Tsunamis are ocean waves triggered by large earthquakes that occur near or under the ocean, volcanic eruptions, submarine landslides, onshore landslides in which large volumes of debris fall into the water. Over the years, tsunami simulation models have been well validated against wave height and runup; nonetheless, comparisons with speed data are less common. The impact caused by the strong currents that typically accompany a tsunami is of key importance in ports, bays, and harbors. As model results are increasingly used to estimate damage to coastal infrastructure, understanding the accuracy and precision of speed predictions becomes of undeniable importance. In order to produce accurate and consistent maritime hazard products, the National Tsunami Hazard Mitigation Program (NTHMP) in its FY13-17 Strategic Plan included the requirement of the Mapping and Modeling Subcommittee (MMS) to evaluate NTHMP-benchmarked models for current predictions. Since then, several models have been probed both using laboratory experimental data and field observations. In particular, the model Tsunami-HySEA has undertaken this benchmarked approach together with a, pioneering in tsunami modelling, implementation in multi-GPU architectures. This has led to the development of a code which is about two orders of magnitude faster in comparison with the same model coded for a single CPU. This hardware/software combination is a game changer that has captured the attention of tsunami researchers and warning centers worldwide.

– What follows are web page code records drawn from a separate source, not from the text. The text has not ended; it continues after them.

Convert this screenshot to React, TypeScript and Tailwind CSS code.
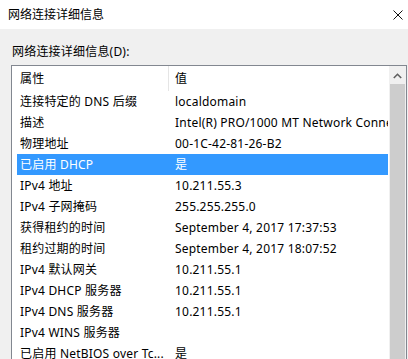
import React from 'react'

const rows: [string, string][] = [
  ['连接特定的 DNS 后缀', 'localdomain'],
  ['描述', 'Intel(R) PRO/1000 MT Network Connection'],
  ['物理地址', '00-1C-42-81-26-B2'],
  ['已启用 DHCP', '是'],
  ['IPv4 地址', '10.211.55.3'],
  ['IPv4 子网掩码', '255.255.255.0'],
  ['获得租约的时间', 'September 4, 2017 17:37:53'],
  ['租约过期的时间', 'September 4, 2017 18:07:52'],
  ['IPv4 默认网关', '10.211.55.1'],
  ['IPv4 DHCP 服务器', '10.211.55.1'],
  ['IPv4 DNS 服务器', '10.211.55.1'],
  ['IPv4 WINS 服务器', ''],
  ['已启用 NetBIOS over Tc...', '是'],
]

const selected = 3

export default function App() {
  return (
    <div className="w-[408px] h-[359px] overflow-hidden bg-[#f0f0f0] text-[12px] text-black font-['Noto_Sans','Noto_Sans_CJK_SC',sans-serif]">
      {/* title bar */}
      <div className="h-[29px] bg-white flex items-center justify-between pl-[8px] pr-[5px]">
        <span className="leading-[16px]">网络连接详细信息</span>
        <svg width="10" height="10" viewBox="0 0 10 10">
          <path d="M0.5 0.5L9.5 9.5M9.5 0.5L0.5 9.5" stroke="#111" strokeWidth="1" />
        </svg>
      </div>

      <div className="pl-[11px] pt-[15px]">
        <div className="leading-[16px] pl-[1px] tracking-[0.2px]">网络连接详细信息(D):</div>

        <div className="mt-[5px] w-[396px] h-[400px] border border-[#828790] bg-white flex tracking-[0.2px]">
          <div className="flex-1 min-w-0 overflow-hidden">
            {/* header */}
            <div className="h-[25px] flex items-center">
              <div className="w-[156px] pl-[8px] leading-[16px]">属性</div>
              <div className="w-px h-[25px] bg-[#e5e5e5]" />
              <div className="pl-[6px] leading-[16px]">值</div>
            </div>
            {/* rows */}
            <div className="pl-[5px]">
              {rows.map(([k, v], i) => (
                <div
                  key={i}
                  className={`h-[21px] w-[371px] flex items-center whitespace-nowrap overflow-hidden ${
                    i === selected ? 'bg-[#3399ff] text-white' : ''
                  }`}
                >
                  <div className="w-[151px] shrink-0 pl-[3px] overflow-hidden leading-[16px]">{k}</div>
                  <div className="pl-[7px] leading-[16px]">{v}</div>
                </div>
              ))}
            </div>
          </div>
          {/* scrollbar */}
          <div className="w-[17px] shrink-0 bg-[#f0f0f0] flex flex-col">
            <div className="h-[2px]" />
            <div className="h-[16px] flex items-center justify-center">
              <svg width="9" height="6" viewBox="0 0 9 6">
                <path d="M0.8 5L4.5 1.3L8.2 5" stroke="#606060" strokeWidth="1.6" fill="none" />
              </svg>
            </div>
            <div className="flex-1 bg-[#cdcdcd] mx-[1px]" />
          </div>
        </div>
      </div>
    </div>
  )
}
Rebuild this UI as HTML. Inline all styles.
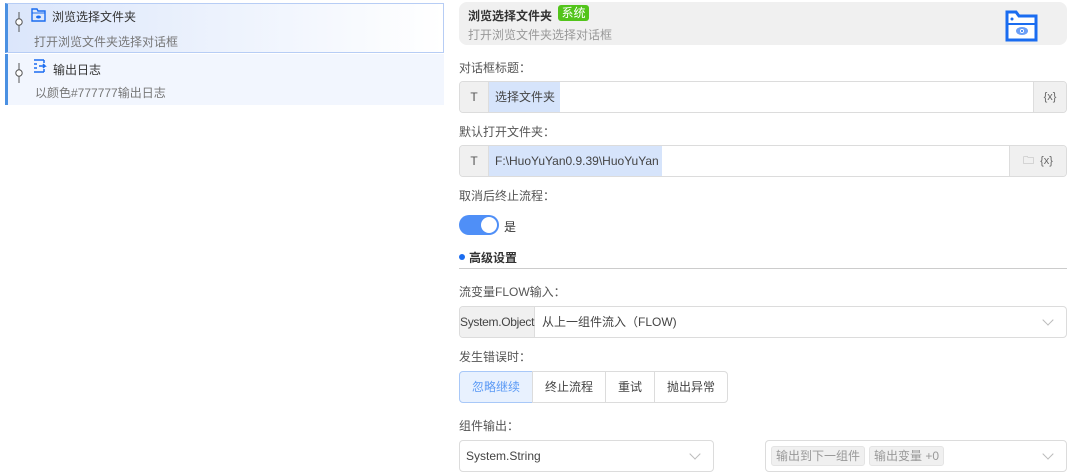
<!DOCTYPE html>
<html><head><meta charset="utf-8"><style>
*{box-sizing:border-box;margin:0;padding:0}
body{width:1070px;height:475px;background:#fff;font-family:"Liberation Sans","Noto Sans CJK SC",sans-serif;font-size:12px;color:#333;position:relative;overflow:hidden}
.a{position:absolute}
.item{position:absolute;left:5px;width:439px}
.lbl{position:absolute;left:459px;color:#555;font-size:12px}
.lbl span{font-family:"Noto Sans CJK SC",sans-serif}
.inp{position:absolute;left:459px;width:608px;height:32px;border:1px solid #dcdcdc;border-radius:4px;overflow:hidden;background:#fff}
.inp .t{position:absolute;left:0;top:0;bottom:0;width:29px;background:#f0f0f0;border-right:1px solid #ddd;text-align:center;line-height:30px;color:#555}
.inp .v{position:absolute;left:29px;top:0;bottom:0;background:#d6e4fb;line-height:30px;padding-left:6px;color:#444}
.inp .x{position:absolute;right:0;top:0;bottom:0;background:#f0f0f0;border-left:1px solid #ddd;line-height:30px;color:#666;font-size:11px;text-align:center}
.chev{position:absolute;width:8px;height:8px;border-right:1px solid #bbb;border-bottom:1px solid #bbb;transform:rotate(45deg)}
.btn{position:absolute;top:371px;height:32px;border:1px solid #dcdcdc;line-height:30px;text-align:center;color:#444;background:#fff}
.tag{display:inline-block;background:#f0f0f0;border:1px solid #e4e4e4;border-radius:3px;color:#999;padding:0 4px;height:20px;line-height:18px;margin-right:4px}
</style></head><body>
<div class="item" style="top:3px;height:50px;background:linear-gradient(90deg,#dbe6fb,#fff);border:1px solid #b7cdf5;border-left:3px solid #4a90e2"></div>
<div class="item" style="top:54px;height:51px;background:#f2f6fe;border-left:3px solid #4a90e2;left:5px"></div>
<svg class="a" style="left:14px;top:12px" width="10" height="20"><line x1="5" y1="0" x2="5" y2="20" stroke="#555"/><circle cx="5" cy="10" r="3.2" fill="#fff" stroke="#555"/></svg>
<svg class="a" style="left:14px;top:63px" width="10" height="20"><line x1="5" y1="0" x2="5" y2="20" stroke="#555"/><circle cx="5" cy="10" r="3.2" fill="#fff" stroke="#555"/></svg>
<svg class="a" style="left:31px;top:8px" width="15" height="14"><path d="M1 1h5l1 2h7v10H1z" fill="none" stroke="#1a6cf0" stroke-width="1.4"/><line x1="1" y1="5" x2="14" y2="5" stroke="#1a6cf0"/><ellipse cx="7.5" cy="9" rx="2.5" ry="1.5" fill="#1a6cf0"/></svg>
<div class="a" style="left:52px;top:8px;font-size:12px;color:#333">浏览选择文件夹</div>
<div class="a" style="left:34px;top:33px;color:#777">打开浏览文件夹选择对话框</div>
<svg class="a" style="left:32px;top:59px" width="15" height="15"><path d="M2 1h10M2 5h3M2 9h3M2 13h10M12 1v3M12 10v3M7 7h6l-2-2M13 7l-2 2" fill="none" stroke="#1a6cf0" stroke-width="1.5"/></svg>
<div class="a" style="left:53px;top:61px;color:#333">输出日志</div>
<div class="a" style="left:35px;top:84px;color:#777">以颜色#777777输出日志</div>
<div class="a" style="left:459px;top:2px;width:608px;height:43px;background:#f0f0f0;border-radius:8px"></div>
<div class="a" style="left:468px;top:7px;font-weight:bold;font-size:12px;color:#333">浏览选择文件夹</div>
<div class="a" style="left:558px;top:5px;width:31px;height:16px;background:#52c41a;border-radius:3px;color:#fff;font-size:12px;line-height:16px;text-align:center">系统</div>
<div class="a" style="left:468px;top:26px;color:#999">打开浏览文件夹选择对话框</div>
<svg class="a" style="left:1005px;top:10px" width="33" height="32"><path d="M2 2h9l3 4h17v24H2z" fill="#fff" stroke="#1a6cf0" stroke-width="3"/><line x1="2" y1="14" x2="31" y2="14" stroke="#1a6cf0" stroke-width="2"/><circle cx="7" cy="9" r="1.5" fill="#1a6cf0"/><ellipse cx="17" cy="21" rx="6" ry="4" fill="#6b9ff7"/><circle cx="17" cy="21" r="2" fill="#fff"/><circle cx="17" cy="21" r="1" fill="#1a6cf0"/></svg>
<div class="lbl" style="top:59px">对话框标题<span>：</span></div>
<div class="inp" style="top:81px"><div class="t">T</div><div class="v" style="width:71px">选择文件夹</div><div class="x" style="width:33px">{x}</div></div>
<div class="lbl" style="top:123px">默认打开文件夹<span>：</span></div>
<div class="inp" style="top:145px"><div class="t">T</div><div class="v" style="width:173px">F:\HuoYuYan0.9.39\HuoYuYan</div><div class="x" style="width:57px"><span style="color:#888">🗀</span>&nbsp; {x}</div></div>
<div class="lbl" style="top:187px">取消后终止流程<span>：</span></div>
<div class="a" style="left:459px;top:215px;width:40px;height:20px;border-radius:10px;background:#4f8ff7"></div>
<div class="a" style="left:481px;top:217px;width:16px;height:16px;border-radius:50%;background:#fff"></div>
<div class="a" style="left:504px;top:218px;color:#333">是</div>
<div class="a" style="left:459px;top:254px;width:6px;height:6px;border-radius:50%;background:#1a6cf0"></div>
<div class="a" style="left:469px;top:249px;font-weight:bold;color:#333">高级设置</div>
<div class="a" style="left:459px;top:268px;width:608px;height:1px;background:#ccc"></div>
<div class="lbl" style="top:283px">流变量FLOW输入<span>：</span></div>
<div class="inp" style="top:306px"><div class="t" style="width:75px;color:#444;letter-spacing:-0.3px">System.Object</div><div class="a" style="left:82px;top:0;line-height:30px;color:#444">从上一组件流入（FLOW)</div><div class="chev" style="right:14px;top:9px"></div></div>
<div class="lbl" style="top:348px">发生错误时<span>：</span></div>
<div class="btn" style="left:459px;width:74px;background:#e8f1fe;border-color:#a8c8f8;color:#5b9af5;border-radius:4px 0 0 4px">忽略继续</div>
<div class="btn" style="left:532px;width:74px">终止流程</div>
<div class="btn" style="left:605px;width:50px">重试</div>
<div class="btn" style="left:654px;width:74px;border-radius:0 4px 4px 0">抛出异常</div>
<div class="lbl" style="top:417px">组件输出<span>：</span></div>
<div class="inp" style="top:440px;width:255px"><div class="a" style="left:6px;top:0;line-height:30px;color:#444">System.String</div><div class="chev" style="right:14px;top:9px"></div></div>
<div class="inp" style="top:440px;left:765px;width:302px"><div class="a" style="left:5px;top:5px"><span class="tag">输出到下一组件</span><span class="tag">输出变量 +0</span></div><div class="chev" style="right:14px;top:9px"></div></div>
</body></html>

Tsunami-HySEA model has enabled low budget centers to compute with their own computational resources. In fact, up until now, there were no real-time computational approaches applied to TEWS; therefore, Tsunami-HySEA model represents a completely novel approach in this field. Nevertheless, the new numerical model implemented has to be validated and verified. On this account, researchers from the University of Malaga in Spain: Professor Jorge Macías, Professor Manuel Castro and Dr. Cipriano Escalante performed the five numerical benchmarks proposed in the “NTHMP/MMS Benchmarking Workshop: Tsunami currents”, using the novel Tsunami-HySEA model. Their work is currently published in the research journal, Coastal Engineering.
In their approach, the benchmarks considered were those proposed by the NTHMP. The team presented the most exhaustive numerical study with a NLSW model for the BP1 as different numerical schemes, boundary conditions, friction parameterization, and sensitivity to the friction coefficient were evaluated. Overall, the team presented the first implementation of dispersion in the Tsunami-HySEA model.
The authors reported that benchmark 1 appeared to be the most difficult one of all for non-linear shallow water (NLSW) models due to its high sensitivity to parameters and the very complex wake structure occurring behind the submerged island. Remarkably, for the rest of the benchmark problems, a good fit was obtained with measured data. The recently implemented dispersive version of the Tsunami-HySEA code have been fully benchmarked for propagation and inundation, first, and now for tsunami currents, representing a new operational tool for tsunami modeling and hazard assessment.
In summary, the study included three benchmark problems dealing with laboratory data, namely: BP1 (truncated submerged circular cone), BP4 (Seaside, Oregon, city building model), and BP5 (solitary wave over a complex shelf) when using the Tsunami-HySEA model to perform numerical benchmarks proposed in the “NTHMP/MMS Benchmarking Workshop: Tsunami currents”. In a statement to Advances in Engineering, Professor Jorge Macías mentioned that based on their validation exercise, the Tsunami-HySEA model performed well in all benchmark problems proposed, with the most difficult one being the first test.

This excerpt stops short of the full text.